Edlund A.a · Lundström M.a · Lundström G.a · Hedqvist B.a · Gustafson Y.b
aDepartment of Rehabilitation, Piteå River Valley Hospital, Piteå, and bDepartment of Geriatric Medicine, Umeå University Hospital, Umeå, Sweden Dement Geriatr Cogn Disord 1999;10:325–329 (DOI:10.1159/000017163)


The incidence of delirium, its predisposing factors, clinical profile, associated symptoms and consequences were investigated in 54 consecutive patients, 19 men and 35 women, mean age 77.1 years, admitted to an ‘ortho-geriatric unit’ with femoral neck fractures. The incidence of postoperative delirium was 15/54 (27.8%) and a logistic regression model found that dementia and a prolonged waiting time for the operation increased the risk of postoperative delirium.
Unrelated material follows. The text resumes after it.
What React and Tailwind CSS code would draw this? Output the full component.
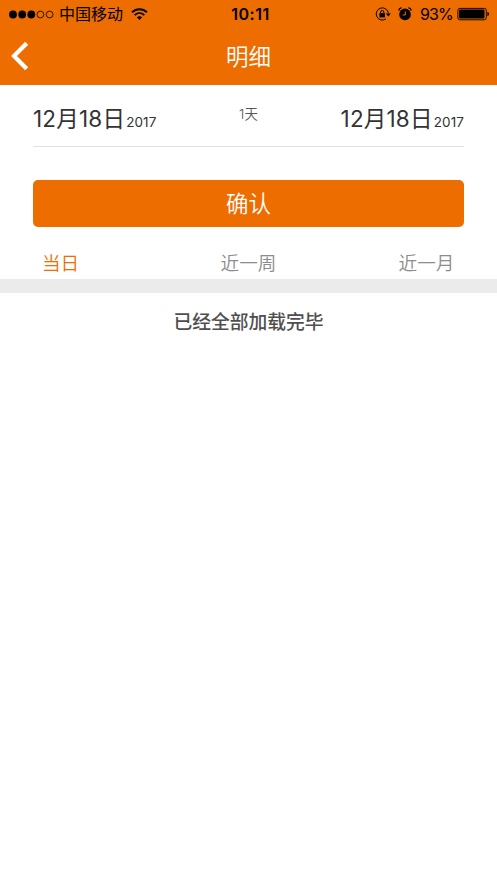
import { useState } from 'react'

const tabs = ['当日', '近一周', '近一月']

function StatusBar() {
  return (
    <div className="relative flex h-7 items-center justify-between pl-[9px] pr-[7px] text-black">
      <div className="flex items-center">
        <svg className="h-[9px] w-[45px]" viewBox="0 0 45 9">
          <circle cx="4" cy="4.5" r="3.9" />
          <circle cx="13.2" cy="4.5" r="3.9" />
          <circle cx="22.3" cy="4.5" r="3.9" />
          <circle cx="31.4" cy="4.5" r="3.4" fill="none" stroke="currentColor" strokeWidth="0.8" />
          <circle cx="40.6" cy="4.5" r="3.4" fill="none" stroke="currentColor" strokeWidth="0.8" />
        </svg>
        <span className="ml-[5px] text-[16px] leading-7">中国移动</span>
        <svg className="ml-[8px] h-[12px] w-[17px]" viewBox="0 0 17 12" fill="none" stroke="currentColor" strokeWidth="1.9">
          <path d="M1 4.3C5.2 0.2 11.8 0.2 16 4.3" />
          <path d="M3.7 7.1C6.5 4.5 10.5 4.5 13.3 7.1" />
          <path d="M8.5 11.9L5.9 9.3C7.3 8 9.7 8 11.1 9.3Z" fill="currentColor" stroke="none" />
        </svg>
      </div>

      <div className="absolute inset-x-0 top-0 pl-[4px] text-center text-[16px] font-semibold leading-7 tracking-[0.5px]">10:11</div>

      <div className="flex items-center">
        <svg className="h-[14px] w-[16px]" viewBox="0 0 16 14" fill="none" stroke="currentColor">
          <path d="M13.4 6.6A6.1 6.1 0 1 0 10.9 11.9" strokeWidth="1" />
          <path d="M10.8 6.6H15.8L13.3 9.4Z" fill="currentColor" stroke="none" />
          <rect x="4.4" y="6.2" width="5.6" height="4.2" fill="currentColor" stroke="none" />
          <path d="M5.6 6.3V5.1a1.6 1.6 0 0 1 3.2 0V6.3" strokeWidth="1" />
        </svg>
        <svg className="ml-[7px] h-[14px] w-[14px]" viewBox="0 0 14 14" fill="none" stroke="currentColor">
          <circle cx="7" cy="7.4" r="5.8" fill="currentColor" stroke="none" />
          <path d="M0.8 3.6C1 2 2 1 3.6 0.9M13.2 3.6C13 2 12 1 10.4 0.9" strokeWidth="1.2" />
          <path d="M7.3 4.4V8H4.6" stroke="#ed6d00" strokeWidth="1" />
        </svg>
        <span className="ml-[8px] text-[16px] leading-7 tracking-[-0.8px]">93%</span>
        <svg className="ml-[3px] h-[14px] w-[34px]" viewBox="0 0 34 14">
          <rect x="1.9" y="1.4" width="28.4" height="11.4" rx="2" fill="none" stroke="currentColor" strokeWidth="0.9" />
          <rect x="3.1" y="2.6" width="25.4" height="9" rx="1" />
          <path d="M31.4 5.1c2.2 0.5 2.2 3.5 0 4z" />
        </svg>
      </div>
    </div>
  )
}

function DateValue({ date, year }) {
  return (
    <div className="flex items-baseline text-[#333]">
      <span className="text-[22.5px] leading-8 tracking-[0.2px]">{date}</span>
      <span className="ml-[1px] text-[13.5px] tracking-[0.1px]">{year}</span>
    </div>
  )
}

export default function App() {
  const [active, setActive] = useState('当日')

  return (
    <div className="min-h-[883px] bg-white font-[Inter,'Noto_Sans_CJK_SC',sans-serif]">
      <header className="h-[85px] bg-[#ed6d00]">
        <StatusBar />
        <div className="grid h-[56px] grid-cols-[1fr_auto_1fr] items-center px-[11px] text-white">
          <button>
            <svg className="h-[30px] w-[18px]" viewBox="0 0 18 30" fill="none" stroke="currentColor" strokeWidth="4.2">
              <path d="M15.7 2.2L3 15L15.7 27.8" />
            </svg>
          </button>
          <h1 className="pt-[2px] text-[22.5px] font-[350]">明细</h1>
        </div>
      </header>

      <main>
        <div className="mx-[33px] flex h-[62px] justify-between border-b border-[#e2e2e2] pt-[18px]">
          <DateValue date="12月18日" year="2017" />
          <span className="pt-px text-[13.5px] font-[350] leading-5 text-[#555]">1天</span>
          <DateValue date="12月18日" year="2017" />
        </div>

        <div className="px-[33px] pt-[33px]">
          <button className="h-[47px] w-full rounded-[5px] bg-[#ed6d00] text-[22.5px] font-[350] leading-[46px] text-white">确认</button>
        </div>

        <div className="flex h-[52px] justify-between px-[42px] pt-[21px] text-[18.6px] font-[350] leading-[30px]">
          {tabs.map((tab) => (
            <button
              key={tab}
              onClick={() => setActive(tab)}
              className={tab === active ? 'h-[30px] w-[57px] whitespace-nowrap text-left text-[#ed6d00]' : 'h-[30px] w-[57px] whitespace-nowrap text-[#8c8c8c]'}
            >
              {tab}
            </button>
          ))}
        </div>

        <div className="h-[14px] bg-[#ebebeb]" />
        <p className="pt-[15px] text-center text-[18.8px] font-medium leading-[30px] text-[#4f4f4f]">已经全部加载完毕</p>
      </main>
    </div>
  )
}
Delirium during the night was most common but in 5 patients the delirium was worst in the morning. Patients with delirium suffered more anxiety, depressed mood, emotionalism, delusions and hallucinations. A larger proportion of patients with delirium could not return to their previous dwelling, and a larger proportion of delirious patients were either dead, wheelchair-bound or bedridden at the 6-month follow-up (p < 0.005). The conclusion is that delirium is common and has a serious impact on the outcome after hip fracture surgery.